* [DIRECTIONS FOR THIS TASK]:
Look through the data below and return each line where "full" appears.

* [STORED DATA]:
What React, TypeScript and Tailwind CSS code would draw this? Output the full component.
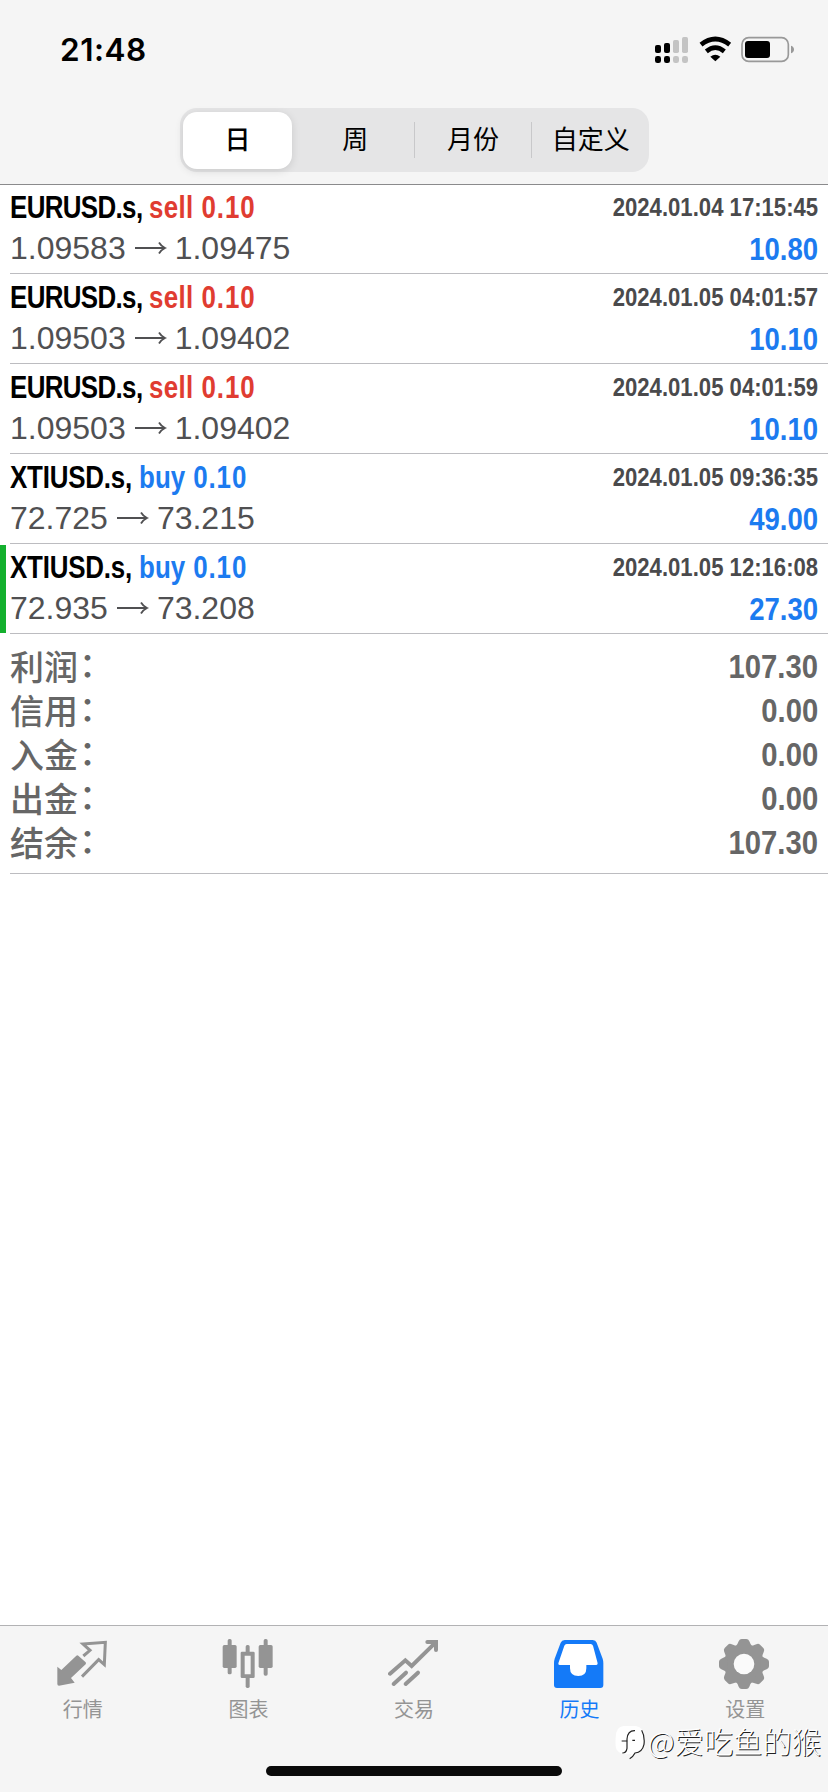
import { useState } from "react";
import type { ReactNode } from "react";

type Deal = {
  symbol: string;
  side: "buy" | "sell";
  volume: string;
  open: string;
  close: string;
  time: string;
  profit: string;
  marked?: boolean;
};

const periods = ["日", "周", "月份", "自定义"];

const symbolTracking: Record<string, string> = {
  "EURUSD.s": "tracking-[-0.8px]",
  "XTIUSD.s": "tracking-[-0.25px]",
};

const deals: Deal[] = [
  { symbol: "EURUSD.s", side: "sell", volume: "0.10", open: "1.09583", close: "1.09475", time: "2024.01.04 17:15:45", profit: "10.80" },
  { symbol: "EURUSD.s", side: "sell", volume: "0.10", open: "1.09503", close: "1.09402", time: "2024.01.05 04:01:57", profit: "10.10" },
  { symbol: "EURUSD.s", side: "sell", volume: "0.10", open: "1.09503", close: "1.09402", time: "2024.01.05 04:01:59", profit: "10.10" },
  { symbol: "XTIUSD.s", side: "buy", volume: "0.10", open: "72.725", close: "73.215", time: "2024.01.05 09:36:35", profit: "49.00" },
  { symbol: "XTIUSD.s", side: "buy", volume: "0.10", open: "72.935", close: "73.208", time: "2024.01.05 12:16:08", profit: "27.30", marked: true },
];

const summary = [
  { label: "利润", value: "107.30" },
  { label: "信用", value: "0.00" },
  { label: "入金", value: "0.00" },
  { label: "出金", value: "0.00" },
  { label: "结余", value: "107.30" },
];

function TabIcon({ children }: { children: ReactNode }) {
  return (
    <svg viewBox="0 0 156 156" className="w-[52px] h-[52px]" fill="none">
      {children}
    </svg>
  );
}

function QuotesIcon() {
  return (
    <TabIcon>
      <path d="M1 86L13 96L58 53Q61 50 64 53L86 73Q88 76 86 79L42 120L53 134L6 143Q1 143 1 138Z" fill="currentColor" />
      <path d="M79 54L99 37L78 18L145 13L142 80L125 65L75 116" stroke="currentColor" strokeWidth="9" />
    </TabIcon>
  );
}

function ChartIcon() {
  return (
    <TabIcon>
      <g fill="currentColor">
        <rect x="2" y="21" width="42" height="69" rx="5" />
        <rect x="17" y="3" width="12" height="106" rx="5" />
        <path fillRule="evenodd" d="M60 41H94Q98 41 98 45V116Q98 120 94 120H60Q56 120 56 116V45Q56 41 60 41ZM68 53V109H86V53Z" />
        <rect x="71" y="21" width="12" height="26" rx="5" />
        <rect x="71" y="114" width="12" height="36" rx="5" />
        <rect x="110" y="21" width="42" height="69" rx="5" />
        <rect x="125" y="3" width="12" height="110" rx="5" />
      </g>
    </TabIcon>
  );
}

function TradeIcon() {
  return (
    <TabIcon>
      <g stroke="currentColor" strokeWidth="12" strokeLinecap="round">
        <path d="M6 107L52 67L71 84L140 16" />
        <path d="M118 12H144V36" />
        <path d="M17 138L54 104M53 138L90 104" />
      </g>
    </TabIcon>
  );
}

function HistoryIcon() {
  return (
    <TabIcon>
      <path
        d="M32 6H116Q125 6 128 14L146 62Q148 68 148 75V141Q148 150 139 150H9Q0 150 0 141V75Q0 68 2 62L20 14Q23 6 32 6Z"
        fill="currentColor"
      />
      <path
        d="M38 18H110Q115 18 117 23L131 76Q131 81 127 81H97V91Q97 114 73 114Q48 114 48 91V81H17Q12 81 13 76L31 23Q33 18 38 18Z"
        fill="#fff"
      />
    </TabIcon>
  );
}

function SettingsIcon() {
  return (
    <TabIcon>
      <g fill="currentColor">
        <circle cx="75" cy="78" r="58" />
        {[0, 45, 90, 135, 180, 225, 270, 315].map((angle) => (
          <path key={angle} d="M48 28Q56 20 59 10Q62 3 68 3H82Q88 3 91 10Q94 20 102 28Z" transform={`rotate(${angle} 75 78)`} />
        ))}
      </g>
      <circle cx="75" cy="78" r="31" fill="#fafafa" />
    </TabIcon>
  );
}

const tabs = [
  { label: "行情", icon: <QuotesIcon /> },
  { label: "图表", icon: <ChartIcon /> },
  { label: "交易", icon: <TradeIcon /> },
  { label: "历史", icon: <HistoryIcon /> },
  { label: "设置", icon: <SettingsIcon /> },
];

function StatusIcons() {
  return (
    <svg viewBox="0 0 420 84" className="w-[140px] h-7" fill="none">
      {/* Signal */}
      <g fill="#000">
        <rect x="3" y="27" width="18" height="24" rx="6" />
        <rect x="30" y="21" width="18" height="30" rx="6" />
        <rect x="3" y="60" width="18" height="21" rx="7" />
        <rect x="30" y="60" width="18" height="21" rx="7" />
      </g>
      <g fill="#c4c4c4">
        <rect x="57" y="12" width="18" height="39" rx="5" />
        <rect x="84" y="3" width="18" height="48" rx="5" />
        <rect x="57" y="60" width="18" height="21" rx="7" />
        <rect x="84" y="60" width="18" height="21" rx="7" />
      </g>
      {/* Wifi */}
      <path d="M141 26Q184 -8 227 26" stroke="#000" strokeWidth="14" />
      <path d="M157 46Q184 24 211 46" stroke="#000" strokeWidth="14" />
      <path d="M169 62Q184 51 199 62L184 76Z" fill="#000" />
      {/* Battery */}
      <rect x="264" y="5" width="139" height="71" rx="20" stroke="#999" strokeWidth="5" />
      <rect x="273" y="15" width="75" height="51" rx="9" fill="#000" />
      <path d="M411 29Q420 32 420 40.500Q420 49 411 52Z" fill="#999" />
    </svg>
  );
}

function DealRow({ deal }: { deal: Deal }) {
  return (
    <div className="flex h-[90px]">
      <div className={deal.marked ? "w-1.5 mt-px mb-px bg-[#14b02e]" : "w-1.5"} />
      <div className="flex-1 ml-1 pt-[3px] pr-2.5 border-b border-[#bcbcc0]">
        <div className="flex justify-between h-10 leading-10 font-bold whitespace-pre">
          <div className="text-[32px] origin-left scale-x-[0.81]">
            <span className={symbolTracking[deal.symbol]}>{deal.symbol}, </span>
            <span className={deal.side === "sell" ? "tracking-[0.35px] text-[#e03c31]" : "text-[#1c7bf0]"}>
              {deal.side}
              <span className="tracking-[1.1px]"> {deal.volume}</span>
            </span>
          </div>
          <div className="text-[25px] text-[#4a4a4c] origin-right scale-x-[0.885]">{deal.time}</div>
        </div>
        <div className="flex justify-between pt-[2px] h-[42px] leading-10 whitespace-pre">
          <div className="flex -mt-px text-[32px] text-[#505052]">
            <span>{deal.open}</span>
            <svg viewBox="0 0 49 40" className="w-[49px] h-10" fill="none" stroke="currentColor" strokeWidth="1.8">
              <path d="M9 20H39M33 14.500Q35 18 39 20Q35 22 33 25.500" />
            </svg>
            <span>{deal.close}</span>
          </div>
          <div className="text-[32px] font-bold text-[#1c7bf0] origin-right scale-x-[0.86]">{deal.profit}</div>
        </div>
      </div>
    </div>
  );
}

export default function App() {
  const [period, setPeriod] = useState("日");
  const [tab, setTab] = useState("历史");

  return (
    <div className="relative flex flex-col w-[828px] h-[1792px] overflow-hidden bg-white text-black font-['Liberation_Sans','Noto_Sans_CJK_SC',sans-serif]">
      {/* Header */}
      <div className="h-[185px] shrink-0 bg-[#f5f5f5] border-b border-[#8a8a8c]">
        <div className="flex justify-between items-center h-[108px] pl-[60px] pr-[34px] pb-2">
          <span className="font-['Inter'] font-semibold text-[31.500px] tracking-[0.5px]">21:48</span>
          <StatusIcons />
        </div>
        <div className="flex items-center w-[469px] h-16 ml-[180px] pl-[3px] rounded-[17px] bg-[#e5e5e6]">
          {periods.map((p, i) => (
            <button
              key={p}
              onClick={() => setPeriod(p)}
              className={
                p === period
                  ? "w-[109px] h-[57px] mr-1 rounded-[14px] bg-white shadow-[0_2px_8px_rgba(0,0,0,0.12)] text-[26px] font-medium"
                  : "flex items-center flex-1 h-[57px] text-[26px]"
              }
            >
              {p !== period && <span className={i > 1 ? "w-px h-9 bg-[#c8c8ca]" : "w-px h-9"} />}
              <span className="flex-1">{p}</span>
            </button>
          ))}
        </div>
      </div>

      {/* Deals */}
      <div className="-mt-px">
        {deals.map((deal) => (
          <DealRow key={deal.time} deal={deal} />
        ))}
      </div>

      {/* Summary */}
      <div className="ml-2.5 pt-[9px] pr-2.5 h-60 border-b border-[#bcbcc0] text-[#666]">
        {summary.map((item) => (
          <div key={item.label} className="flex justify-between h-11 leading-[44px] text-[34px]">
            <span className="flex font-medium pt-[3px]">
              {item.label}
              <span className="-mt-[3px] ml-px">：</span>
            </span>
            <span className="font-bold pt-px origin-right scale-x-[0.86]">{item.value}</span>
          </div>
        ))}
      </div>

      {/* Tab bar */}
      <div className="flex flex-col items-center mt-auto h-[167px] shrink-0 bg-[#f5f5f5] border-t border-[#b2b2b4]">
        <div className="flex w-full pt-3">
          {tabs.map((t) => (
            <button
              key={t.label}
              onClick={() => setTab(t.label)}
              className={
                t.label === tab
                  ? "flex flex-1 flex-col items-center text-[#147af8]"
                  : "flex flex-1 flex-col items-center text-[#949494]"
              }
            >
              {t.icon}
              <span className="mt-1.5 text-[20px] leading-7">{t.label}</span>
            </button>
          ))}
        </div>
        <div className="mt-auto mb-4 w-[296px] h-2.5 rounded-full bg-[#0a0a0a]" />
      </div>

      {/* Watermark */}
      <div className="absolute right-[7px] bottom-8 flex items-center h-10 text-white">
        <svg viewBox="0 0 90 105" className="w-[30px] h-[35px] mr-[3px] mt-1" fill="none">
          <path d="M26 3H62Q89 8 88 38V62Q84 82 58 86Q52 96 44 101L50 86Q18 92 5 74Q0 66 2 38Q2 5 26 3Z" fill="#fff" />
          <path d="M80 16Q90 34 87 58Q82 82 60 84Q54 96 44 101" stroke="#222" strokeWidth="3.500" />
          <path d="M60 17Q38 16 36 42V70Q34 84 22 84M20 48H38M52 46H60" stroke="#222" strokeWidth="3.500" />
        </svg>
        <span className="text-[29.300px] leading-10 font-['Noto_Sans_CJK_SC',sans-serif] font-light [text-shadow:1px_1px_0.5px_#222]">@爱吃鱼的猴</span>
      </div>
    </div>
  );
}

* [ANSWER TO THIS EXERCISE]:
What React, TypeScript and Tailwind CSS code would draw this? Output the full component.
        <div className="flex w-full pt-3">
        <div className="mt-auto mb-4 w-[296px] h-2.5 rounded-full bg-[#0a0a0a]" />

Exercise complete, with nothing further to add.